[A run of records]
-- -- --
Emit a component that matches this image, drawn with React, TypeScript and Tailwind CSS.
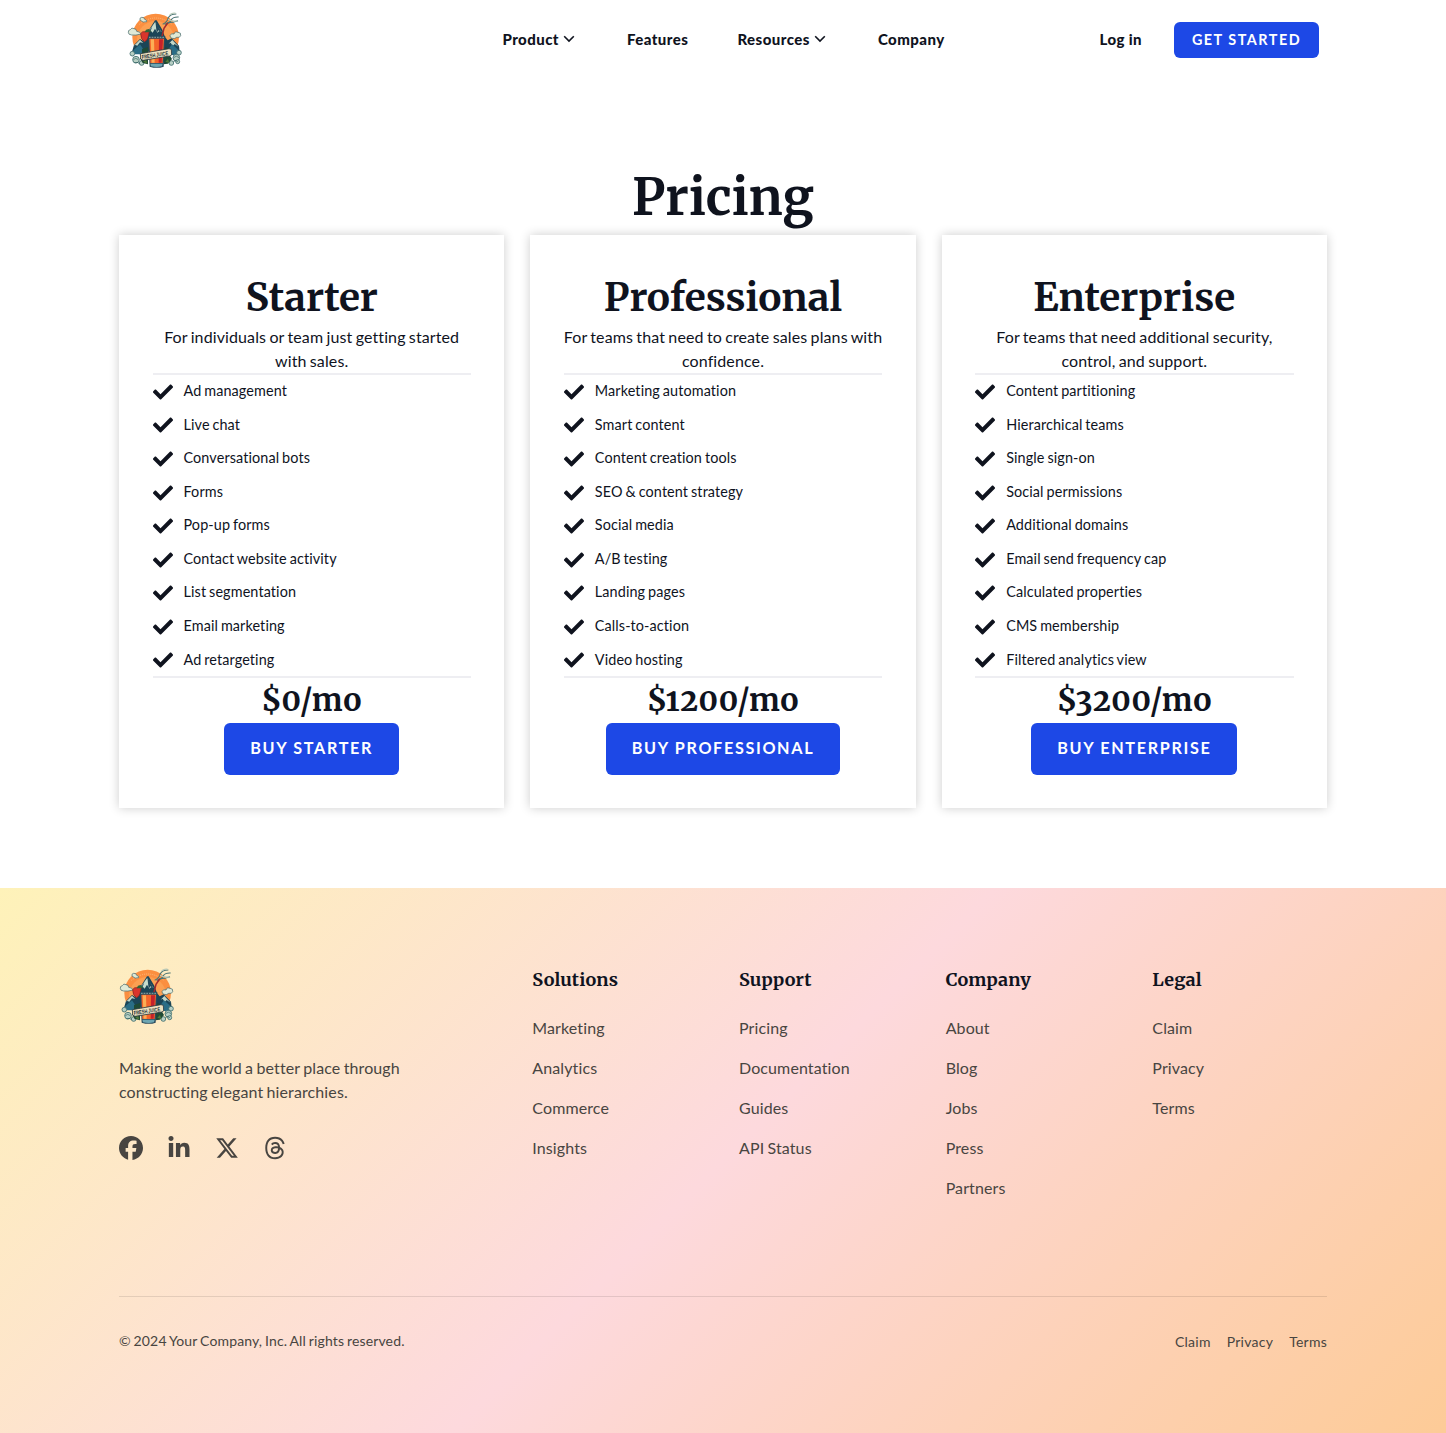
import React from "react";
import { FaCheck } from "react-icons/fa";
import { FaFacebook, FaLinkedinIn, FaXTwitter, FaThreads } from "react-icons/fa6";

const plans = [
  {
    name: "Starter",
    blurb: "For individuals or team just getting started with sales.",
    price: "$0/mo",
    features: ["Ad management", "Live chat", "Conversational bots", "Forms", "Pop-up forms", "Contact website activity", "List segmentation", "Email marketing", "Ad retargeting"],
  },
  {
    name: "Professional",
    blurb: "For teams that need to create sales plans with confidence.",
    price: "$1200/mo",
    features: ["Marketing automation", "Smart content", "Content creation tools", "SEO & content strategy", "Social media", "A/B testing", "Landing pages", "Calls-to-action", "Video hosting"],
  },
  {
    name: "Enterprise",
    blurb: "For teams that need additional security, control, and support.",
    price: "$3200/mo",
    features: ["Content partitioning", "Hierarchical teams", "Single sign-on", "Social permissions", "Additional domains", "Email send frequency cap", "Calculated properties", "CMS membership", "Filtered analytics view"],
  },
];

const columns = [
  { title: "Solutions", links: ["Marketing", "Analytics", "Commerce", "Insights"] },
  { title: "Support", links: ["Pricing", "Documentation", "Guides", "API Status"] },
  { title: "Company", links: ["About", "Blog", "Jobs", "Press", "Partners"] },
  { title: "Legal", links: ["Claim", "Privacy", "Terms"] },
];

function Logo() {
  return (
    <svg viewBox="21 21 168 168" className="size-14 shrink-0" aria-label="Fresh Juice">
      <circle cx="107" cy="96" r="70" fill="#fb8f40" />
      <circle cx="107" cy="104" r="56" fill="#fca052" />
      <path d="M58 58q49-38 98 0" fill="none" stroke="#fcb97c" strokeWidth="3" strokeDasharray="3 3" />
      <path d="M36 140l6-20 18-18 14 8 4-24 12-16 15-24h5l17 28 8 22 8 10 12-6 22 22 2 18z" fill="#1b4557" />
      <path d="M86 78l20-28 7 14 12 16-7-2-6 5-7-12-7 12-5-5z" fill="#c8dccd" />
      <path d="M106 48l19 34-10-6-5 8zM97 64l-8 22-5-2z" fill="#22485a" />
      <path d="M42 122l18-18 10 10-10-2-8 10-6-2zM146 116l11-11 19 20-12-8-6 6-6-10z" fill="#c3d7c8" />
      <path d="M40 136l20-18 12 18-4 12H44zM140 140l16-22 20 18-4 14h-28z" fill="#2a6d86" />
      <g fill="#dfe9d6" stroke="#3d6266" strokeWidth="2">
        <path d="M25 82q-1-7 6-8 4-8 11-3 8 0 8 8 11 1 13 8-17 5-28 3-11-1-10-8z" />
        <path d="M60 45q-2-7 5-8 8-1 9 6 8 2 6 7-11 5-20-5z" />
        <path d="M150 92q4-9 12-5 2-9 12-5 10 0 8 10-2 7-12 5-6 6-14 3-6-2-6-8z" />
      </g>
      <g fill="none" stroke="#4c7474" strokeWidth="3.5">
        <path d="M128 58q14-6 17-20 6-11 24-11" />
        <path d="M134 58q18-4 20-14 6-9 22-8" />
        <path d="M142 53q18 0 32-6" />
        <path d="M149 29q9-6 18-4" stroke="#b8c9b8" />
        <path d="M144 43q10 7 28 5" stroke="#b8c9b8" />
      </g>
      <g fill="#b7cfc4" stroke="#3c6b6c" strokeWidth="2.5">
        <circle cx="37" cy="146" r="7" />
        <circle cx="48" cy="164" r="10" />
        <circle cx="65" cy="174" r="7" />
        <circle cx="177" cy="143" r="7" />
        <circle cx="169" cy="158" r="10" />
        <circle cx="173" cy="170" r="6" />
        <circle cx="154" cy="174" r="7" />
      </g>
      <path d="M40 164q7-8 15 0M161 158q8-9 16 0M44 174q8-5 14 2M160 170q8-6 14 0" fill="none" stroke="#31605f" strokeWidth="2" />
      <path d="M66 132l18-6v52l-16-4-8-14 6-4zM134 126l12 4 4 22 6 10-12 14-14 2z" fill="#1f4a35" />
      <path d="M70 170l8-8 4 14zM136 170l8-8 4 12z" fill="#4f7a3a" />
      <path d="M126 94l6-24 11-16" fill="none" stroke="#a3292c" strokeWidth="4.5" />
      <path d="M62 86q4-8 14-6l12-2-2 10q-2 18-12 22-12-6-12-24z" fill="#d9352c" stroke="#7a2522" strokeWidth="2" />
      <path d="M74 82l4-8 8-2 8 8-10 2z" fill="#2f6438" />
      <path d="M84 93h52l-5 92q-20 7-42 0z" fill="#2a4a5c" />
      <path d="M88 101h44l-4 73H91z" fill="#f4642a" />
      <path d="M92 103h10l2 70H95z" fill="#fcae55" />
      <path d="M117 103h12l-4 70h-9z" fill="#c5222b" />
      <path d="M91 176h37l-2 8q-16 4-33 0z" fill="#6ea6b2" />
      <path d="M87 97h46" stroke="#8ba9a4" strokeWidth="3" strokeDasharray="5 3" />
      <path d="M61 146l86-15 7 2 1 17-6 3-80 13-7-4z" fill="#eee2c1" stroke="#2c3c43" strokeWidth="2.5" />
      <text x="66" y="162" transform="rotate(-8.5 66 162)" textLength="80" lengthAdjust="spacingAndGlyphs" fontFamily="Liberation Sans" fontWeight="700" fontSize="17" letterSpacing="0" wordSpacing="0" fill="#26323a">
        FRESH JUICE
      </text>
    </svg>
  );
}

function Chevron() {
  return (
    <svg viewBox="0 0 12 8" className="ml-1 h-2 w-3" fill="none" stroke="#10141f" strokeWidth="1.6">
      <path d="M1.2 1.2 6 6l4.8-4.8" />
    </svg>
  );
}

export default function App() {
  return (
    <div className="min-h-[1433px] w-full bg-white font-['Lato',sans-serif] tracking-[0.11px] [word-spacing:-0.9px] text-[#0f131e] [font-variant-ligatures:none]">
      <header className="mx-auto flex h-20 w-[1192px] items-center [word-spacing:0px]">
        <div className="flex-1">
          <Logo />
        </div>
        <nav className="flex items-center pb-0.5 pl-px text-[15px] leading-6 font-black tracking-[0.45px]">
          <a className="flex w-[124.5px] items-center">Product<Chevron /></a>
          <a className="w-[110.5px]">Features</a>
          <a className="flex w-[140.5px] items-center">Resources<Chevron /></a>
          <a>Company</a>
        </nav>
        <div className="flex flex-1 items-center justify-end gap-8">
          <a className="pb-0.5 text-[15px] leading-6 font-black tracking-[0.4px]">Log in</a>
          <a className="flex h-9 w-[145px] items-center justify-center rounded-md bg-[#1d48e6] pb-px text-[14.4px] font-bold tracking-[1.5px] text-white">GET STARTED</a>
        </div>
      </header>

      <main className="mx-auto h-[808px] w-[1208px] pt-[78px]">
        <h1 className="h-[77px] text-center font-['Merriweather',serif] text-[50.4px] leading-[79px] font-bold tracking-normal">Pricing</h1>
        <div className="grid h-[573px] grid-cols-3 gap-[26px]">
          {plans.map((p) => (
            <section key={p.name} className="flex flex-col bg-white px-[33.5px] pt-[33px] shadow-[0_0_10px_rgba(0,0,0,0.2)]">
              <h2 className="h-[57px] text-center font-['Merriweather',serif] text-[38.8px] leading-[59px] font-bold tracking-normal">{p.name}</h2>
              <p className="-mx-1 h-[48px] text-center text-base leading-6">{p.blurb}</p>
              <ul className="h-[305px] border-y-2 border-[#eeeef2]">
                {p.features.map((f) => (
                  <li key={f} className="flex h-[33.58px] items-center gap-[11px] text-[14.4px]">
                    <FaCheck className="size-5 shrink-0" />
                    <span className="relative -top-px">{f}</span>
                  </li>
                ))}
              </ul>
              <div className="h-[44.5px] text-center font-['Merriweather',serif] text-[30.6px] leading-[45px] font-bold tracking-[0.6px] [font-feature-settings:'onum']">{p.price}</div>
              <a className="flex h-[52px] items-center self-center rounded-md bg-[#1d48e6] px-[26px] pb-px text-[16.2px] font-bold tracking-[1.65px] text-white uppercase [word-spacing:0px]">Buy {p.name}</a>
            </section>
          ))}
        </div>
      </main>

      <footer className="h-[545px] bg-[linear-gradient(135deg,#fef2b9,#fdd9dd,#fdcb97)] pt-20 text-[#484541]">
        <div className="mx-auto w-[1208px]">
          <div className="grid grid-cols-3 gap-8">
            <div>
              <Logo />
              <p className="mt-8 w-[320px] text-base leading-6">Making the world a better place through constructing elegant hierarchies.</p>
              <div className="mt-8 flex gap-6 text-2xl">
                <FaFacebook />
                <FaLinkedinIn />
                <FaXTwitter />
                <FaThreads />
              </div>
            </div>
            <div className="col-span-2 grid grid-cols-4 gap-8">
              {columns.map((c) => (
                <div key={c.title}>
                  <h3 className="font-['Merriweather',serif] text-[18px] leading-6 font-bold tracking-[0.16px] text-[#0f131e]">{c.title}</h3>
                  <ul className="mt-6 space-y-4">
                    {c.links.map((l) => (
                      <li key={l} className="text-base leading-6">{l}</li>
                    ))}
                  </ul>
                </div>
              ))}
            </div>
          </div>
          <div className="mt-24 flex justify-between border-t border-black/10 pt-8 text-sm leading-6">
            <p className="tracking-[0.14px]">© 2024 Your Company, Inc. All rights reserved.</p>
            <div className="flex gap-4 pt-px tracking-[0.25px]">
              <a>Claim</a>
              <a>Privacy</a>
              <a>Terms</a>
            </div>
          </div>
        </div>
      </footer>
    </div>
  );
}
-- -- --
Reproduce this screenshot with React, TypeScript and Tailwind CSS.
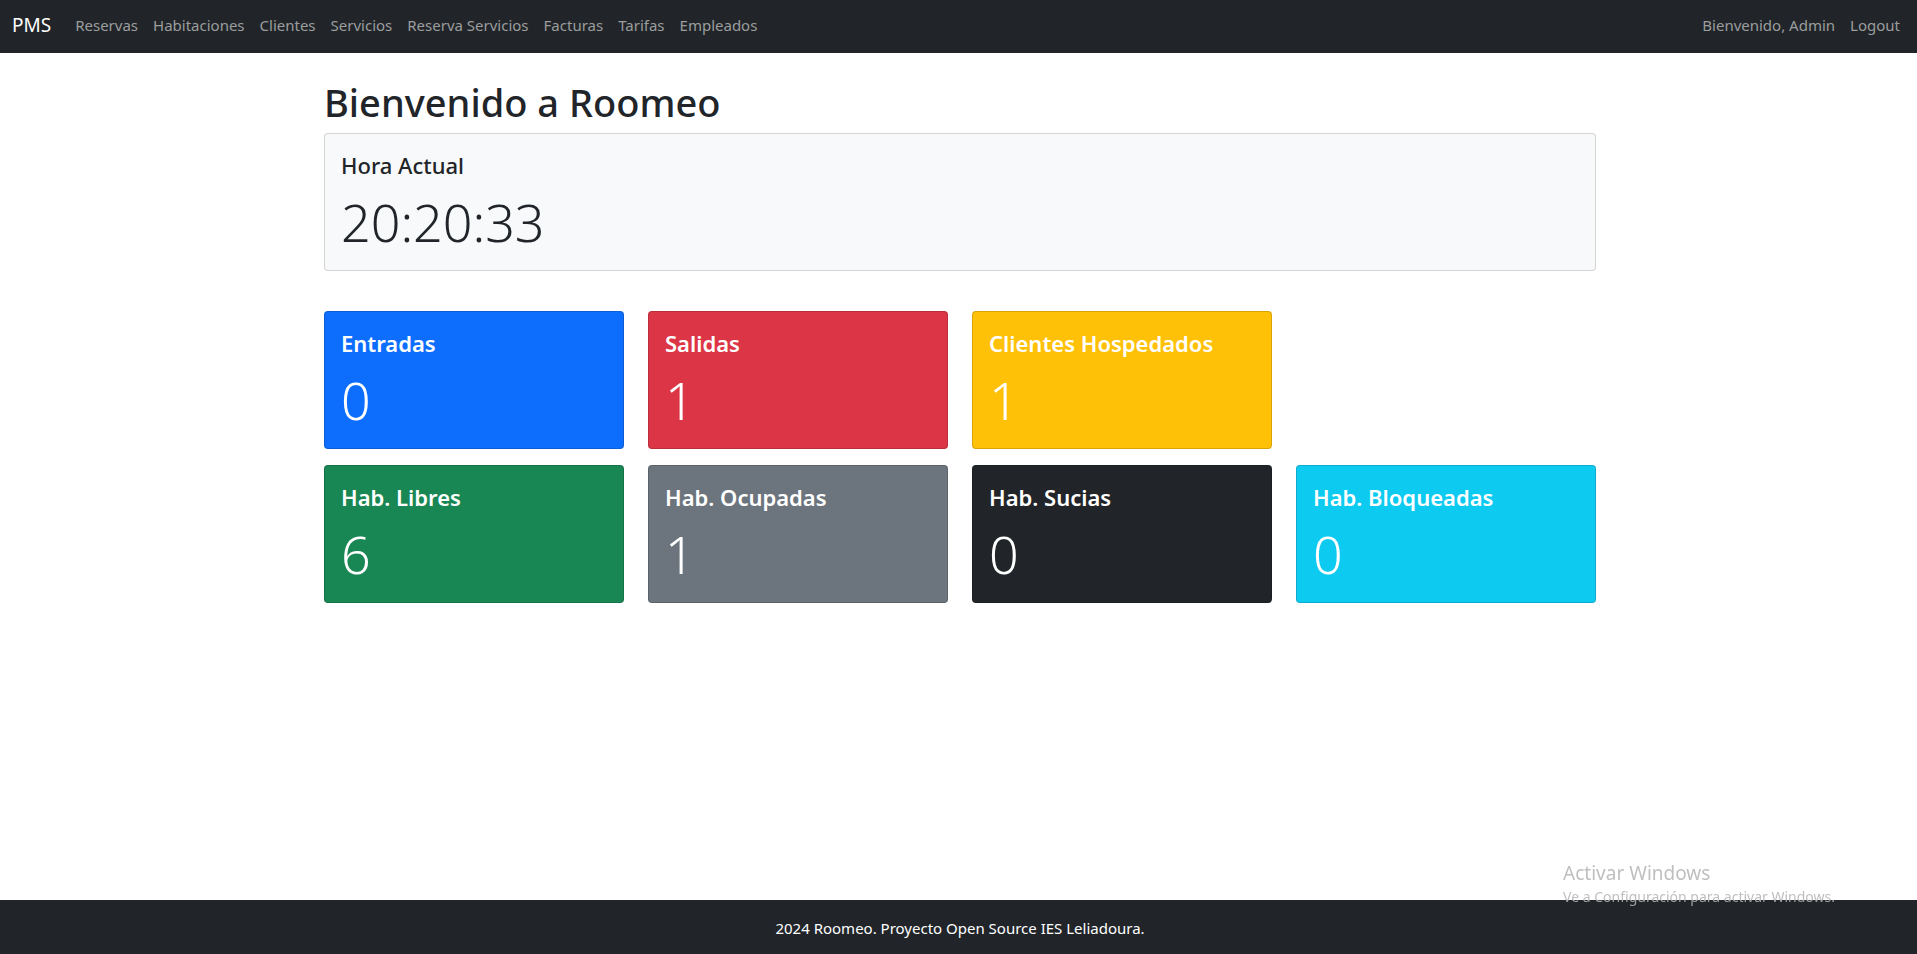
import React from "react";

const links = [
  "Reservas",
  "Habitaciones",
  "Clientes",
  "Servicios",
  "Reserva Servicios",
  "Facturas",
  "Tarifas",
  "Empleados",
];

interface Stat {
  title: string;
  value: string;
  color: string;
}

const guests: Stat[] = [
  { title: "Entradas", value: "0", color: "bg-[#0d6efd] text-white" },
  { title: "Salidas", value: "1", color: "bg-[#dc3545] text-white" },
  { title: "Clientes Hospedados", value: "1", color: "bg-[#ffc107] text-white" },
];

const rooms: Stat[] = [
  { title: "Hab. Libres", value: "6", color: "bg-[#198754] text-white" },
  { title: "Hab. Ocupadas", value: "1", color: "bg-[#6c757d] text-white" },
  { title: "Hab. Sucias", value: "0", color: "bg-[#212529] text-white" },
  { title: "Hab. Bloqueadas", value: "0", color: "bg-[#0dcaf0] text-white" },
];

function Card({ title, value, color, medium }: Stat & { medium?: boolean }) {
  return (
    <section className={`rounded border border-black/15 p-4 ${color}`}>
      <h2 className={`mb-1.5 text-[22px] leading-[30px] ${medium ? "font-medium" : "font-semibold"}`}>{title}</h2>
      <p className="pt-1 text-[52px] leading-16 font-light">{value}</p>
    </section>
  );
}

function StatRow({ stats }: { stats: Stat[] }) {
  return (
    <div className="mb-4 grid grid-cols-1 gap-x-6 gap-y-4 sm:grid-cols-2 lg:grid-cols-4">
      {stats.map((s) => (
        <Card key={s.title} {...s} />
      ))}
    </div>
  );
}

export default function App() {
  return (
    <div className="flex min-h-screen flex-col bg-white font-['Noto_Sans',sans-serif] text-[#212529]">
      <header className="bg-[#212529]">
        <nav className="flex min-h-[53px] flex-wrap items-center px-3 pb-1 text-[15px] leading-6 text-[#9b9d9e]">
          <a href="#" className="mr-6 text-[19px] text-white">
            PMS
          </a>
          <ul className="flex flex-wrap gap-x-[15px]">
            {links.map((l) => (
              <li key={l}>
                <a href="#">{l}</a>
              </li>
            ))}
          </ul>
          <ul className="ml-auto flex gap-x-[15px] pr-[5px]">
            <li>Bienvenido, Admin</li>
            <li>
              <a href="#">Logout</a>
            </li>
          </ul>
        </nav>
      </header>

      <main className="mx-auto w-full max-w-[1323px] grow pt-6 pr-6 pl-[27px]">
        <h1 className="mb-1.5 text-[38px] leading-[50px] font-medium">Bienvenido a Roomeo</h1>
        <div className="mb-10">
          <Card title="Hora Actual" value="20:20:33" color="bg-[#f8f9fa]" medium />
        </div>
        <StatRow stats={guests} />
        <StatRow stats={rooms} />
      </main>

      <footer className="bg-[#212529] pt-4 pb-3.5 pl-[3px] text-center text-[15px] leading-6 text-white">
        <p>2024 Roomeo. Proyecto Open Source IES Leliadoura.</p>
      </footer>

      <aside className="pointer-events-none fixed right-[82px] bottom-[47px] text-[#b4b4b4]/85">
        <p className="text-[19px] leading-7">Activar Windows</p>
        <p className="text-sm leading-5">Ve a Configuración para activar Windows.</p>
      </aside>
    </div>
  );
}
-- -- --
## Set exercise
Pictures do not belong in the copy. Reproduce exactly the lines from the one with "Emit a component" to the one with "FaLinkedinIn, FaXTwitter, FaThreads", both lines included.

## Solution
Emit a component that matches this image, drawn with React, TypeScript and Tailwind CSS.
import React from "react";
import { FaCheck } from "react-icons/fa";
import { FaFacebook, FaLinkedinIn, FaXTwitter, FaThreads } from "react-icons/fa6";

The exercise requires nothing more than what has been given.